Les socialistes ont abordé les élections présidentielles de 2017 en position de faiblesse. Hollande, conscient de son impopularité, a décidé de ne pas se représenter, et son « successeur », le candidat socialiste Benoît Hamon, n’a recueilli que 6,4 % des voix au premier tour. Cependant, les républicains n’ont pas réussi à prendre le pouvoir en 2017, ni cinq ans plus tard.

Nicolas Sarkozy est revenu en politique en 2017, a renommé son parti UMP en républicains, puis a perdu les primaires face à François Fillon, qu’il avait nommé Premier ministre en 2007. La campagne présidentielle de Fillon a été marquée par le scandale Penelopegate, du nom de son épouse, Pénélope. Le Canard Enchaîné, un hebdomadaire d’investigation, a révélé que l’épouse de Fillon avait été payée 500 000 euros bruts pour un poste d’assistante parlementaire de son mari, et 100 000 euros pour un poste de conseillère littéraire à la Revue des Deux Mondes, sans qu’il n’y ait aucune preuve qu’elle ait réellement exercé ces fonctions. Une enquête a été ouverte contre le couple, mais Fillon a tout de même recueilli 20 % des voix au premier tour des élections, ce qui n’était pas suffisant pour passer au second tour. Fillon a été condamné en 2022 à quatre ans de prison, et Pénélope à deux ans avec sursis. Aux élections présidentielles de la même année, sa successeur Valérie Pecresse n’a même pas franchi le seuil avec seulement 4,8 % des voix ; elle pouvait se consoler en pensant que la candidate socialiste, Anne Hidalgo, avait fait bien pire (seulement 1,8 % des voix).

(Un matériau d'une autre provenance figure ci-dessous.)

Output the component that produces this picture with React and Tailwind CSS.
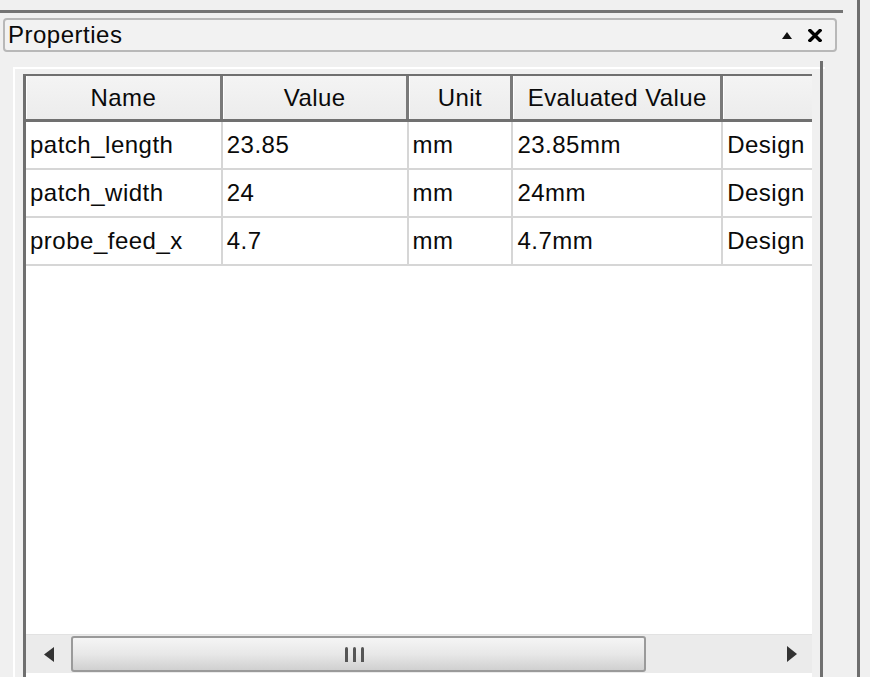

Macron, l’outsider de l’élite
La domination traditionnelle des socialistes et de la droite a été brisée en 2017 par Emmanuel Macron, qui a fondé son parti « En Marche ! » un an avant les élections, en avril 2016. Macron a suivi la voie traditionnelle de la plupart des hommes politiques français : fils d’une famille de médecins de la haute classe moyenne, diplômé de l’Institut d’études politiques de Paris et de l’École nationale d’administration, deux « fabriques » des élites politiques françaises. Il a ensuite travaillé dans le secteur privé (banque) avant de devenir conseiller puis ministre de l’économie dans le gouvernement Hollande. Cependant, lors de la campagne électorale de 2017, il a réussi à se présenter comme un outsider, un centriste qui était le choix logique pour tous ceux qui ne voulaient pas voter pour l’establishment politique et trouvaient Le Pen et/ou Mélenchon trop extrêmes. En battant Le Pen au second tour des élections de 2017, Macron est devenu le plus jeune président français, sa première campagne électorale étant aussi sa première campagne politique (en France, on s’attend à ce qu’un président ait au moins une carrière de maire, député local ou quelque chose de similaire avant de devenir président).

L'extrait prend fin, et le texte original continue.